In Calvinball America, Andrew Ferguson and Mark Meador can decide which platforms they want to target for mistakes every platform makes. This time, it was Pornhub's corporate parent - which, to be fair, comes off terribly in the FTC's complaint. (If the complaint's awful allegations are true, why was this exclusively an FTC matter, not a DOJ criminal investigation? Where was the DOJ?) Next time, the FTC's target may be a platform that has nothing to do with porn at all, but whose policies allow speech this administration disfavors or disallow speech it does favor. Or maybe the platform competes with a Trump-owned service, or it's headed by someone who's fallen out of Trump's favor or isn't enough of a bootlicker, or it refuses to sell Trump a stake of the business or pay him a bribe.

Or maybe the reason will be pure pretext. The FTC could go after a platform for allegedly failing to follow its stated policies with respect to content the government couldn't care less about, just because that serves as a convenient excuse to target it. We've already seen this dynamic in the punishment of universities ostensibly for not doing enough about antisemitism on campus, by an administration that's rife with open antisemites in high-ranking positions. Even in the Aylo case, it's hard not to smell a strong whiff of hypocrisy in the Trump administration's supposed concern for children and sex trafficking victims.

This is exactly what Mike warned of when he dissected the FTC's NGL order in July 2024: Just think of whichever presidential candidate you dislike the most, and what would happen if they could have their FTC investigate any platform they dislike for not fairly living up to their public promises on moderation.
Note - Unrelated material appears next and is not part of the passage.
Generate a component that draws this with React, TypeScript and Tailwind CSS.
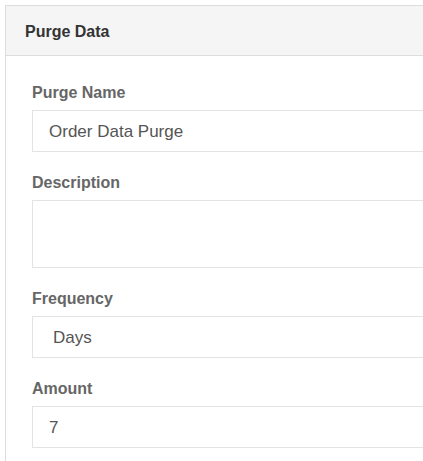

It would be a dangerous, free speech-attacking mess."

The Aylo settlement should be viewed as part of an ongoing attempt by the FTC to exceed its statutory and constitutional authority in trying to regulate platforms' content moderation practices, now turbocharged under Republican leadership hellbent on exerting control over online speech more generally. No matter who's President, the FTC does not have that power, any more than did the red states whose unconstitutional laws prompted that unanimous Supreme Court decision I mentioned. But by rolling over instead of challenging the FTC's position, Aylo - like NGL before it - gave the FTC's stance undeserved weight, which will bolster future agency actions against other platforms on the same theory.

Sometimes, FTC targets have litigated instead of settling. In those cases, the FTC's claims get tested through adversarial proceedings in a neutral court, creating case law that can serve as precedent for everyone. Fighting back is all the more important when there are major weaknesses in the FTC's theory. Indeed, when private litigants sue platforms for allegedly not abiding by their content policies, they tend to lose (mostly). And when the FTC hit a journalism organization with a transparently retaliatory investigation earlier this year, the org sued the FTC and recently won a preliminary injunction. Still, faced with an intrusive and expensive federal government investigation, companies usually choose to settle rather than fight, even if they might have a strong case (and even after the Supreme Court killed court deference to agencies' interpretations of their enabling statutes).

Usually, settlements have no precedential value. What sets FTC consent orders apart from most settlement agreements in civil court, which do not bind anyone beyond the parties, is that the FTC is a regulatory agency and consent orders are a primary way it regulates. So long as they're sufficiently specific, the allegations against the settling company put other companies on notice of what practices the FTC considers unlawful, and the conditions imposed in the consent order tell other companies what the agency thinks are good practices to follow.

This is why the FTC's settlement with Aylo will have ramifications beyond Aylo's services. Other platforms - not just other porn sites, but other services that allow users to upload content (and thus run the risk that users will try to upload CSAM or NCII) - will look to the Aylo matter for guidance on how to stay out of trouble with the Commission. And what the Commission is signaling to all those platforms is that (1) if they say they moderate XYZ content, they'd better do what they say they do, and they might catch a deceptive-practices case if they don't do it perfectly; (2) even if they amend their policies to remove any statements about content moderation, they can still get hit with an unfair-practices complaint if CSAM or NCII appears where consumers can see it; and (3) to keep CSAM and NCII off their services, the FTC expects them to affirmatively check whether any uploaded content is CSAM or NCII before making the content available, like it's making Aylo do from now on.

This is how the Heritage Foundation pursues its goal of obliterating online pornography (good luck with that) and controlling what Americans say and hear online: by using the FTC's powers to go after an unsympathetic actor for abhorrent content that's not even protected speech. Having poked its hard-right nose into the free-expression tent, that camel will keep trying to nudge its way in. We can expect the FTC to keep expanding the categories of legal speech it deems unfair" for platforms to show to consumers, and to use its deceptiveness" theory to try to scare platforms into backing off even further from content moderation policies the GOP considers censorship," unanimous Supreme Court decision be damned.

The FTC got its nose in the tent with consent orders. Consent orders aren't an inevitable conclusion to an FTC investigation; they're just the more popular option than litigating. Aylo (and NGL before it) decided to go along to get along. But that's not how bullies work. Aylo's deluding itself if it believes this settlement is going to satisfy agency commissioners who think pornography should be illegal, its producers should be imprisoned, and sites carrying it should be shuttered. Their ultimate goal is scorched earth, not a slap on the wrist. This is an agency that's openly declared war on tech platforms and their supposed censorship." Whichever UGC platform gets targeted next had better understand the existential stakes and make a decision: do they want to be the next Media Matters, or the next CBS? Whether it's the FTC or any other part of this government, appeasement is not the answer.